***** Data provided *****

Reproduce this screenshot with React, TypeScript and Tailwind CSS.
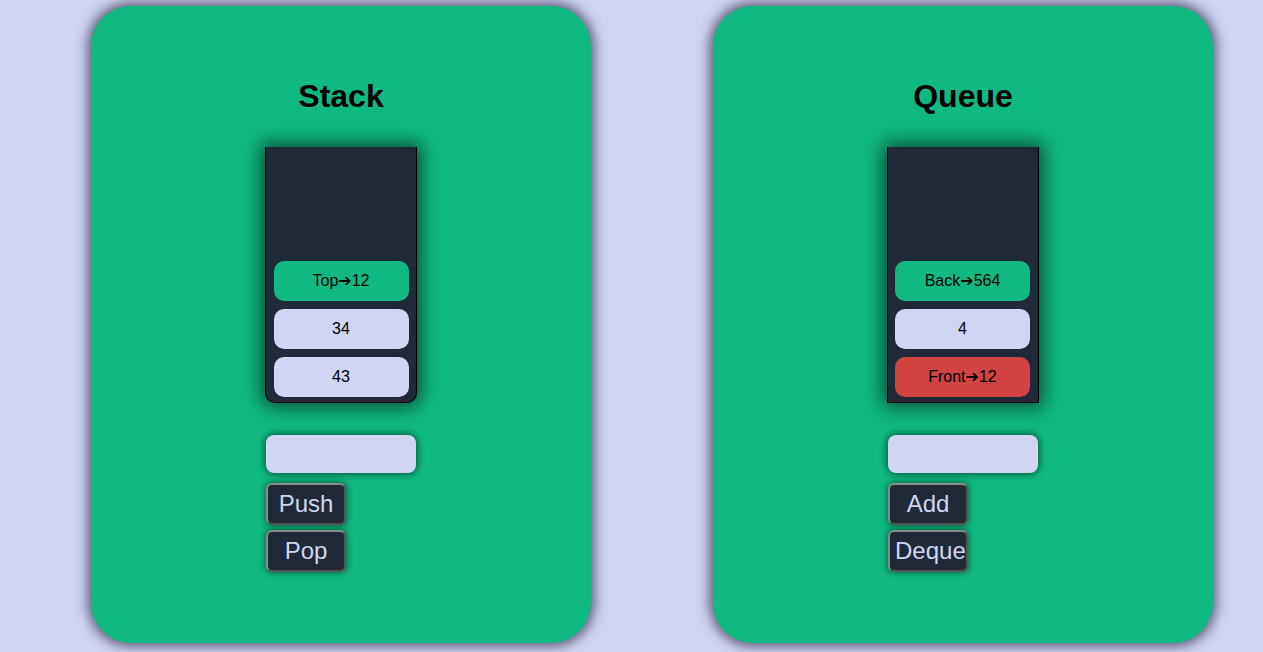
import React from 'react'

type Item = { label: string; tone: 'top' | 'plain' | 'front' }

const toneClass: Record<Item['tone'], string> = {
  top: 'bg-[#10b981]',
  plain: 'bg-[#d1d5f4]',
  front: 'bg-[#d14343]',
}

function Panel({
  title,
  items,
  rounded,
  actions,
}: {
  title: string
  items: Item[]
  rounded: boolean
  actions: string[]
}) {
  return (
    <div className="w-[500px] h-[637px] shrink-0 rounded-[40px] bg-[#10b981] shadow-[0_0_12px_4px_rgba(70,68,95,0.8)] flex flex-col items-center pt-[72px]">
      <h1 className="text-[32px] leading-[36px] font-bold text-black">{title}</h1>
      <div className="w-[150px] mt-[33px] flex flex-col">
        <div
          className={
            'w-[152px] -ml-px h-[256px] bg-[#1f2937] border border-black border-t-0 flex flex-col items-center justify-end gap-2 pb-[5px] shadow-[0_0_18px_4px_rgba(0,0,0,0.6)] ' +
            (rounded ? 'rounded-b-[10px]' : 'pr-px')
          }
        >
          {items.map((it) => (
            <div
              key={it.label}
              className={'w-[135px] h-10 rounded-[10px] flex items-center justify-center text-base text-black ' + toneClass[it.tone]}
            >
              {it.label}
            </div>
          ))}
        </div>
        <input className="mt-8 w-[150px] h-[38px] rounded-lg bg-[#d1d5f4] shadow-[0_0_6px_2px_rgba(0,0,0,0.45)] outline-none" />
        <div className="mt-[10px] flex flex-col gap-[5px]">
          {actions.map((a) => (
            <button
              key={a}
              className="w-20 h-[42px] rounded-md bg-[#1f2937] border-2 border-t-[#8a8a8a] border-l-[#8a8a8a] border-r-[#555] border-b-[#555] text-[24px] text-[#d1d5f4] flex items-center justify-center-safe px-[5px] whitespace-nowrap overflow-visible shadow-[0_0_6px_1px_rgba(0,0,0,0.45)]"
            >
              {a}
            </button>
          ))}
        </div>
      </div>
    </div>
  )
}

export default function App() {
  return (
    <div className="w-[1263px] h-[652px] bg-[#d1d5f4] flex items-start pt-[6px] pl-[91px] gap-[122px] overflow-hidden font-['Liberation_Sans','DejaVu_Sans',sans-serif]">
      <Panel
        title="Stack"
        rounded
        items={[
          { label: 'Top➔12', tone: 'top' },
          { label: '34', tone: 'plain' },
          { label: '43', tone: 'plain' },
        ]}
        actions={['Push', 'Pop']}
      />
      <Panel
        title="Queue"
        rounded={false}
        items={[
          { label: 'Back➔564', tone: 'top' },
          { label: '4', tone: 'plain' },
          { label: 'Front➔12', tone: 'front' },
        ]}
        actions={['Add', 'Deque']}
      />
    </div>
  )
}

*****

§ **Stated goal**: All of the data needs repeating exactly, but the pictures do not.

§ **Final result**:
Reproduce this screenshot with React, TypeScript and Tailwind CSS.
import React from 'react'

type Item = { label: string; tone: 'top' | 'plain' | 'front' }

const toneClass: Record<Item['tone'], string> = {
  top: 'bg-[#10b981]',
  plain: 'bg-[#d1d5f4]',
  front: 'bg-[#d14343]',
}

function Panel({
  title,
  items,
  rounded,
  actions,
}: {
  title: string
  items: Item[]
  rounded: boolean
  actions: string[]
}) {
  return (
    <div className="w-[500px] h-[637px] shrink-0 rounded-[40px] bg-[#10b981] shadow-[0_0_12px_4px_rgba(70,68,95,0.8)] flex flex-col items-center pt-[72px]">
      <h1 className="text-[32px] leading-[36px] font-bold text-black">{title}</h1>
      <div className="w-[150px] mt-[33px] flex flex-col">
        <div
          className={
            'w-[152px] -ml-px h-[256px] bg-[#1f2937] border border-black border-t-0 flex flex-col items-center justify-end gap-2 pb-[5px] shadow-[0_0_18px_4px_rgba(0,0,0,0.6)] ' +
            (rounded ? 'rounded-b-[10px]' : 'pr-px')
          }
        >
          {items.map((it) => (
            <div
              key={it.label}
              className={'w-[135px] h-10 rounded-[10px] flex items-center justify-center text-base text-black ' + toneClass[it.tone]}
            >
              {it.label}
            </div>
          ))}
        </div>
        <input className="mt-8 w-[150px] h-[38px] rounded-lg bg-[#d1d5f4] shadow-[0_0_6px_2px_rgba(0,0,0,0.45)] outline-none" />
        <div className="mt-[10px] flex flex-col gap-[5px]">
          {actions.map((a) => (
            <button
              key={a}
              className="w-20 h-[42px] rounded-md bg-[#1f2937] border-2 border-t-[#8a8a8a] border-l-[#8a8a8a] border-r-[#555] border-b-[#555] text-[24px] text-[#d1d5f4] flex items-center justify-center-safe px-[5px] whitespace-nowrap overflow-visible shadow-[0_0_6px_1px_rgba(0,0,0,0.45)]"
            >
              {a}
            </button>
          ))}
        </div>
      </div>
    </div>
  )
}

export default function App() {
  return (
    <div className="w-[1263px] h-[652px] bg-[#d1d5f4] flex items-start pt-[6px] pl-[91px] gap-[122px] overflow-hidden font-['Liberation_Sans','DejaVu_Sans',sans-serif]">
      <Panel
        title="Stack"
        rounded
        items={[
          { label: 'Top➔12', tone: 'top' },
          { label: '34', tone: 'plain' },
          { label: '43', tone: 'plain' },
        ]}
        actions={['Push', 'Pop']}
      />
      <Panel
        title="Queue"
        rounded={false}
        items={[
          { label: 'Back➔564', tone: 'top' },
          { label: '4', tone: 'plain' },
          { label: 'Front➔12', tone: 'front' },
        ]}
        actions={['Add', 'Deque']}
      />
    </div>
  )
}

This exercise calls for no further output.